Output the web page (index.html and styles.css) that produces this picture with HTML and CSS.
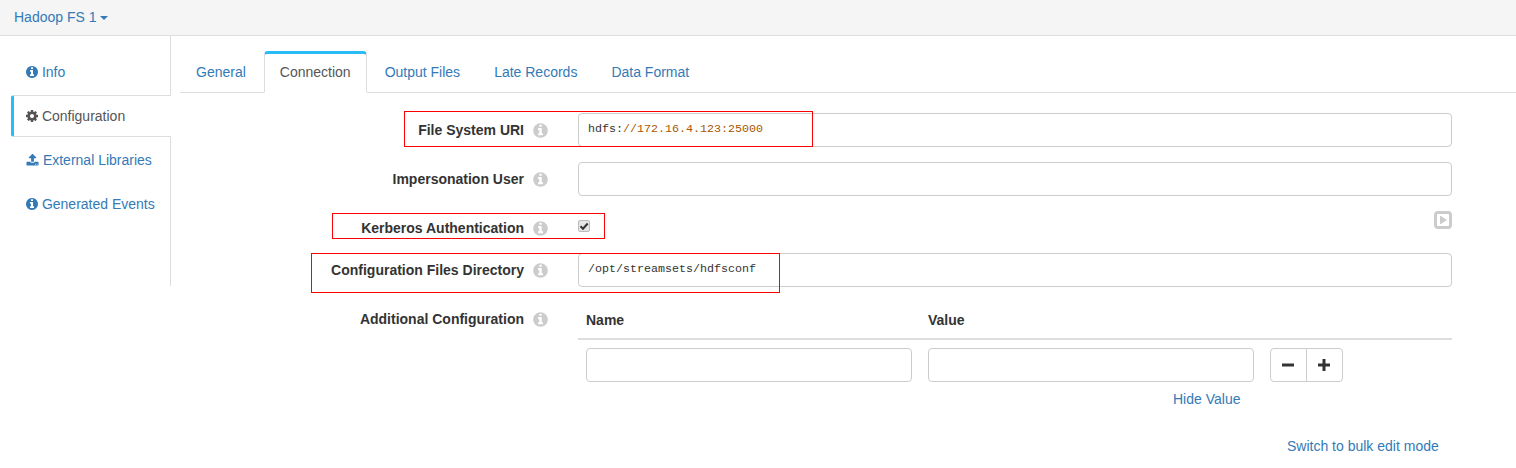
FILE: index.html
```html
<!DOCTYPE html>
<html lang="en">
<head>
<meta charset="UTF-8">
<title>Hadoop FS 1</title>
<link rel="stylesheet" href="styles.css">
</head>
<body>
  <svg class="defs" width="0" height="0">
    <symbol id="i-info" viewBox="0 0 1536 1792"><path d="M1024 1376v-160q0-14-9-23t-23-9h-96v-512q0-14-9-23t-23-9h-320q-14 0-23 9t-9 23v160q0 14 9 23t23 9h96v320h-96q-14 0-23 9t-9 23v160q0 14 9 23t23 9h448q14 0 23-9t9-23zm-128-896v-160q0-14-9-23t-23-9h-192q-14 0-23 9t-9 23v160q0 14 9 23t23 9h192q14 0 23-9t9-23zm640 416q0 209-103 385.500t-279.500 279.500-385.500 103-385.500-103-279.500-279.500-103-385.500 103-385.500 279.500-279.500 385.500-103 385.500 103 279.500 279.500 103 385.500z"/></symbol>
    <symbol id="i-cog" viewBox="0 0 1536 1792"><path d="M1024 896q0-106-75-181t-181-75-181 75-75 181 75 181 181 75 181-75 75-181zm512-109v222q0 12-8 23t-20 13l-185 28q-19 54-39 91 35 50 107 138 10 12 10 25t-9 23q-27 37-99 108t-94 71q-12 0-26-9l-138-108q-44 23-91 38-16 136-29 186-7 28-36 28h-222q-14 0-24.500-8.500t-11.500-21.500l-28-184q-49-16-90-37l-141 107q-10 9-25 9-14 0-25-11-126-114-165-168-7-10-7-23 0-12 8-23 15-21 51-66.500t54-70.500q-27-50-41-99l-183-27q-13-2-21-12.500t-8-23.500v-222q0-12 8-23t19-13l186-28q14-46 39-92-40-57-107-138-10-12-10-24 0-10 9-23 26-36 98.500-107.500t94.500-71.500q13 0 26 10l138 107q44-23 91-38 16-136 29-186 7-28 36-28h222q14 0 24.500 8.500t11.500 21.500l28 184q49 16 90 37l142-107q9-9 24-9 13 0 25 10 129 119 165 170 7 8 7 22 0 12-8 23-15 21-51 66.500t-54 70.500q26 50 41 98l183 28q13 2 21 12.500t8 23.500z"/></symbol>
    <symbol id="i-upload" viewBox="0 0 1792 1792"><path d="M1344 1472q0-26-19-45t-45-19-45 19-19 45 19 45 45 19 45-19 19-45zm256 0q0-26-19-45t-45-19-45 19-19 45 19 45 45 19 45-19 19-45zm128-224v320q0 40-28 68t-68 28h-1472q-40 0-68-28t-28-68v-320q0-40 28-68t68-28h427q21 56 70.500 92t110.500 36h256q61 0 110.500-36t70.500-92h427q40 0 68 28t28 68zm-325-648q-17 40-59 40h-256v448q0 26-19 45t-45 19h-256q-26 0-45-19t-19-45v-448h-256q-42 0-59-40-17-39 14-69l448-448q18-19 45-19t45 19l448 448q31 30 14 69z"/></symbol>
  </svg>

  <div class="topbar">
    <a class="stage-name">Hadoop FS 1 <span class="caret"></span></a>
  </div>

  <div class="detail">
    <ul class="side-nav">
      <li><a><svg class="icon"><use href="#i-info"/></svg> Info</a></li>
      <li class="active"><a><svg class="icon"><use href="#i-cog"/></svg> Configuration</a></li>
      <li><a><svg class="icon icon-upload"><use href="#i-upload"/></svg> External Libraries</a></li>
      <li><a><svg class="icon"><use href="#i-info"/></svg> Generated Events</a></li>
    </ul>

    <div class="content">
      <ul class="tabs">
        <li><a>General</a></li>
        <li class="active"><a>Connection</a></li>
        <li><a>Output Files</a></li>
        <li><a>Late Records</a></li>
        <li><a>Data Format</a></li>
      </ul>

      <div class="form">
        <div class="row">
          <label class="field-label">File System URI <svg class="help"><use href="#i-info"/></svg></label>
          <div class="field">
            <div class="code-input">hdfs:<span class="code-str">//172.16.4.123:25000</span></div>
          </div>
          <div class="mark mark-uri"></div>
        </div>

        <div class="row">
          <label class="field-label">Impersonation User <svg class="help"><use href="#i-info"/></svg></label>
          <div class="field"><div class="code-input"></div></div>
        </div>

        <div class="row row-check">
          <label class="field-label">Kerberos Authentication <svg class="help"><use href="#i-info"/></svg></label>
          <div class="field">
            <span class="check"><svg viewBox="0 0 12 12" width="12" height="12"><path d="M2.500 6.200 5 8.700 9.700 3.500" fill="none" stroke="#333" stroke-width="2"/></svg></span>
            <svg class="run" viewBox="0 0 18 18" width="18" height="18"><rect x="1.500" y="1.500" width="15" height="15" rx="2.500" fill="none" stroke="#ccc" stroke-width="3"/><path d="M6 4.500v9l7-4.500z" fill="#ccc"/></svg>
          </div>
          <div class="mark mark-kerberos"></div>
        </div>

        <div class="row">
          <label class="field-label">Configuration Files Directory <svg class="help"><use href="#i-info"/></svg></label>
          <div class="field">
            <div class="code-input">/opt/streamsets/hdfsconf</div>
          </div>
          <div class="mark mark-dir"></div>
        </div>

        <div class="row">
          <label class="field-label field-label-table">Additional Configuration <svg class="help"><use href="#i-info"/></svg></label>
          <div class="field">
            <div class="map-head">
              <span class="map-col">Name</span>
              <span class="map-col">Value</span>
            </div>
            <div class="map-row">
              <div class="map-col"><input class="text-input" type="text"></div>
              <div class="map-col"><input class="text-input" type="text"></div>
              <div class="btn-group">
                <button class="btn" type="button"><svg viewBox="0 0 12 12" width="12" height="12"><rect x="0" y="4.500" width="12" height="3"/></svg></button>
                <button class="btn" type="button"><svg viewBox="0 0 12 12" width="12" height="12"><path d="M4.500 0h3v4.500H12v3H7.500V12h-3V7.500H0v-3h4.500z"/></svg></button>
              </div>
            </div>
            <div class="hide-value"><a>Hide Value</a></div>
            <div class="bulk"><a>Switch to bulk edit mode</a></div>
          </div>
        </div>
      </div>
    </div>
  </div>
</body>
</html>
```

FILE: styles.css
```css
body {
  margin: 0;
  font-family: "Liberation Sans", Arial, sans-serif;
  font-size: 14px;
  line-height: 20px;
  color: #333;
  background-color: #fff;
  overflow: hidden;
}

a {
  color: #337ab7;
  text-decoration: none;
}

ul {
  list-style: none;
  margin: 0;
  padding: 0;
}

.defs {
  position: absolute;
}

.topbar {
  height: 35px;
  padding-left: 14px;
  line-height: 35px;
  background-color: #f5f5f5;
  border-bottom: 1px solid #ddd;
}

.caret {
  display: inline-block;
  vertical-align: middle;
  border-top: 4px solid #337ab7;
  border-left: 4px solid transparent;
  border-right: 4px solid transparent;
}

.detail {
  display: flex;
  align-items: flex-start;
}

/* left nav */
.side-nav {
  height: 250px;
  padding: 14px 0 0 11px;
  box-sizing: border-box;
  flex: none;
  width: 171px;
  border-right: 1px solid #ddd;
}

.side-nav li {
  height: 44px;
  line-height: 44px;
  padding-left: 15px;
  box-sizing: border-box;
}

.side-nav .active {
  height: 42px;
  margin: 1px -1px 1px 0;
  line-height: 40px;
  background-color: #fff;
  border: 1px solid #ddd;
  border-left: 3px solid #29bcf5;
  border-right: 0;
  border-radius: 3px 0 0 3px;
  padding-left: 12px;
}

.side-nav .active a {
  color: #555;
}

.icon {
  width: 12px;
  height: 14px;
  fill: #337ab7;
  vertical-align: -2px;
}

.icon-upload {
  width: 13px;
}

.side-nav .active .icon {
  fill: #555;
}

.content {
  flex: 1;
  padding-left: 9px;
}

/* tabs */
.tabs {
  display: flex;
  height: 41px;
  margin-top: 15px;
  border-bottom: 1px solid #ddd;
}

.tabs li {
  padding: 0 16px;
  margin-right: 2px;
  line-height: 42px;
}

.tabs .active {
  box-sizing: border-box;
  height: 42px;
  padding: 0 15px;
  line-height: 37px;
  background-color: #fff;
  border: 1px solid #ddd;
  border-top: 3px solid #29bcf5;
  border-bottom-color: #fff;
  border-radius: 4px 4px 0 0;
}

.tabs .active a {
  color: #555;
}

/* form */
.form {
  margin-top: 20px;
}

.row {
  position: relative;
  display: flex;
  margin-bottom: 15px;
}

.row-check {
  height: 27px;
}

.field-label {
  width: 368px;
  margin-right: 30px;
  flex: none;
  display: flex;
  justify-content: flex-end;
  align-items: center;
  height: 34px;
  font-weight: bold;
}

.help {
  width: 15px;
  height: 17px;
  margin-left: 9px;
  fill: #ccc;
}

.field {
  position: relative;
  width: 874px;
  flex: none;
}

.code-input {
  height: 34px;
  padding-left: 9px;
  box-sizing: border-box;
  border: 1px solid #ccc;
  border-radius: 4px;
  font-family: "Liberation Mono", monospace;
  font-size: 11.67px;
  line-height: 30px;
  color: #333;
}

.code-str {
  color: #a50;
}

.check {
  display: block;
  width: 12px;
  height: 12px;
  margin-top: 9px;
  background-color: #e6e6e6;
  border: 1px solid #bbb;
  border-radius: 2px;
  box-sizing: border-box;
}

.check svg {
  display: block;
  margin: -1px;
}

.run {
  position: absolute;
  right: 0;
  top: 0;
}

.map-head {
  display: flex;
  height: 38px;
  line-height: 36px;
  padding-left: 8px;
  font-weight: bold;
  border-bottom: 2px solid #ddd;
  box-sizing: border-box;
  gap: 16px;
}

.map-col {
  width: 326px;
}

.map-row {
  display: flex;
  gap: 16px;
  padding: 8px 0 0 8px;
}

.text-input {
  display: block;
  width: 100%;
  height: 34px;
  box-sizing: border-box;
  border: 1px solid #ccc;
  border-radius: 4px;
  background-color: #fff;
}

.btn-group {
  display: flex;
}

.btn {
  width: 37px;
  height: 34px;
  padding: 0 1px 0 0;
  background-color: #fff;
  border: 1px solid #ccc;
  border-radius: 4px 0 0 4px;
  fill: #333;
}

.btn svg {
  display: block;
  margin: 0 auto;
}

.btn + .btn {
  margin-left: -1px;
  border-radius: 0 4px 4px 0;
}

.hide-value {
  margin-top: 7px;
  padding-left: 595px;
}

.bulk {
  margin-top: 27px;
  padding-left: 709px;
}

/* red boxes drawn over the screenshot */
.mark {
  position: absolute;
  border: 1px solid #f00;
  box-sizing: border-box;
  pointer-events: none;
}

.mark-uri {
  left: 224px;
  top: -2px;
  width: 409px;
  height: 36px;
}

.mark-kerberos {
  left: 152px;
  top: 2px;
  width: 273px;
  height: 26px;
}

.mark-dir {
  left: 131px;
  top: 0;
  width: 469px;
  height: 40px;
}
```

☆ ☆ ☆ ☆ ☆ ☆ ☆

__What is needed__
Every line containing the string "index" must be listed.

__Right answer__
Output the web page (index.html and styles.css) that produces this picture with HTML and CSS.
FILE: index.html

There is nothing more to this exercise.